219 calories per serving.

4 baking potatoes
21 g Laughing Cow Cheese, garlic & herb flavored
1/2 c green onions, chopped
1 tbsp olive oil
salt & pepper, to taste
1/2 c skim milk
1/4 c lean ham, diced
1/3 c reduced-fat cheddar cheese, shredded

Preheat oven to 375.

Poke holes in potatoes, wrap in paper towels, & place in the microwave for 10 minutes.
Cut each potato in half length-wise & scoop out pulp into a mixing bowl.
Add cheeses, onions, oil, salt, & pepper & mix until well-blended.
Add milk & continue blending.
Scoop mixture into each shell & sprinkle with ham.

Bake for 30 minutes.

Tuesday, September 4, 2012

Skillet-Roasted Potato Salad

Man, I havent made a post here in a while.  I apologize but, lately, every time Ive been cooking it's been with my friends so I forget to take photos of what I/we've made.  I swear Ill do better with that next time.

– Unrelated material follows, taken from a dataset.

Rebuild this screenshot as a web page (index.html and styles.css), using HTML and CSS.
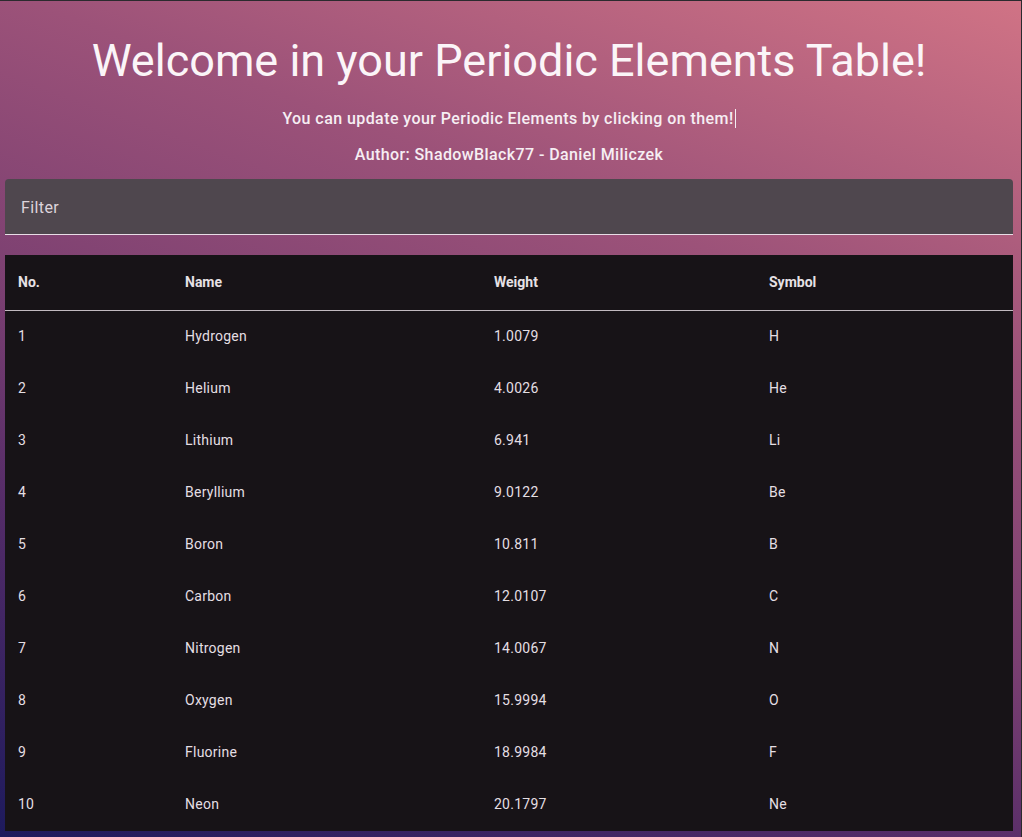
FILE: index.html
```html
<!DOCTYPE html>
<html lang="en">
<head>
<meta charset="utf-8">
<title>Periodic Elements Table</title>
<link rel="stylesheet" href="styles.css">
</head>
<body>
<div class="page">
  <header class="hero">
    <h1 class="title">Welcome in your Periodic Elements Table!</h1>
    <p class="subtitle">You can update your Periodic Elements by clicking on them!<span class="caret"></span></p>
    <p class="author">Author: ShadowBlack77 - Daniel Miliczek</p>
  </header>

  <div class="filter">
    <span class="filter-label">Filter</span>
  </div>

  <div class="table">
    <div class="row head">
      <div class="cell">No.</div><div class="cell">Name</div><div class="cell">Weight</div><div class="cell">Symbol</div>
    </div>
    <div class="row"><div class="cell">1</div><div class="cell">Hydrogen</div><div class="cell">1.0079</div><div class="cell">H</div></div>
    <div class="row"><div class="cell">2</div><div class="cell">Helium</div><div class="cell">4.0026</div><div class="cell">He</div></div>
    <div class="row"><div class="cell">3</div><div class="cell">Lithium</div><div class="cell">6.941</div><div class="cell">Li</div></div>
    <div class="row"><div class="cell">4</div><div class="cell">Beryllium</div><div class="cell">9.0122</div><div class="cell">Be</div></div>
    <div class="row"><div class="cell">5</div><div class="cell">Boron</div><div class="cell">10.811</div><div class="cell">B</div></div>
    <div class="row"><div class="cell">6</div><div class="cell">Carbon</div><div class="cell">12.0107</div><div class="cell">C</div></div>
    <div class="row"><div class="cell">7</div><div class="cell">Nitrogen</div><div class="cell">14.0067</div><div class="cell">N</div></div>
    <div class="row"><div class="cell">8</div><div class="cell">Oxygen</div><div class="cell">15.9994</div><div class="cell">O</div></div>
    <div class="row"><div class="cell">9</div><div class="cell">Fluorine</div><div class="cell">18.9984</div><div class="cell">F</div></div>
    <div class="row"><div class="cell">10</div><div class="cell">Neon</div><div class="cell">20.1797</div><div class="cell">Ne</div></div>
  </div>
</div>
</body>
</html>
```

FILE: styles.css
```css
html, body {
  margin: 0;
  padding: 0;
  height: 100%;
}

body {
  background: #2b2a2e;
  font-family: Roboto, "Liberation Sans", sans-serif;
  overflow: hidden;
}

.page {
  box-sizing: border-box;
  height: 100%;
  margin: 1px 1px 0 0;
  padding: 32px 8px 0 5px;
  background: linear-gradient(200deg, #d07385 0%, #9c5279 30%, #7a3f71 55%, #552c68 72%, #1d1a5c 100%);
  color: #ffffff;
}

.hero {
  text-align: center;
}

.title {
  margin: 0 0 18px;
  font-size: 45px;
  line-height: 56px;
  font-weight: 400;
  color: #fbf5f8;
}

.subtitle {
  margin: 0 0 12px;
  font-size: 16px;
  line-height: 24px;
  font-weight: 500;
  letter-spacing: 0.43px;
  color: #f6eef3;
}

.caret {
  display: inline-block;
  width: 1px;
  height: 19px;
  margin-left: 1px;
  vertical-align: -4px;
  background: #f4eef2;
}

.author {
  margin: 0 0 12px;
  font-size: 16px;
  line-height: 24px;
  font-weight: 500;
  letter-spacing: 0.4px;
  color: #f6eef3;
}

.filter {
  height: 55px;
  display: flex;
  align-items: center;
  padding-left: 16px;
  background: #4f474e;
  border-radius: 4px 4px 0 0;
  border-bottom: 1px solid #e9dde6;
}

.filter-label {
  font-size: 16px;
  letter-spacing: 0.4px;
  color: #ddd4db;
  padding-top: 2px;
}

.table {
  margin-top: 20px;
  background: #171317;
}

.row {
  display: grid;
  grid-template-columns: 167px 309px 275px 1fr;
  height: 52px;
  align-items: center;
}

.row.head {
  height: 55px;
  border-bottom: 1px solid #c2bac0;
}

.cell {
  padding-left: 13px;
  padding-bottom: 2px;
  font-size: 14px;
  letter-spacing: 0.25px;
  color: #e4dfe3;
}

.head .cell {
  font-weight: 700;
  letter-spacing: 0;
  color: #e6e1e5;
}
```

Anyways, this is going to be my lunch for the week.

Recipe from BHG dot com.
Yields 6 servings.
172 calories per serving.

1 lb potatoes, cut into 1 inch pieces
2 tbsp olive oil
1/4 tsp salt
1/4 tsp pepper
2 medium squash, diced
1/3 c Italian vinaigrette
1 sweet red pepper, chopped
6 cherry tomatoes, halved

In a large skillet, cook potatoes in olive oil over medium heat for 15 minutes.
Spoon potatoes into serving dish & sprinkle with salt & pepper.

Add squash to the same skillet & cook over medium heat for 5 minutes.
Add to serving bowl with potatoes.

Pour vinaigrette over potatoes & squash.
Add pepper & tomatoes & toss together.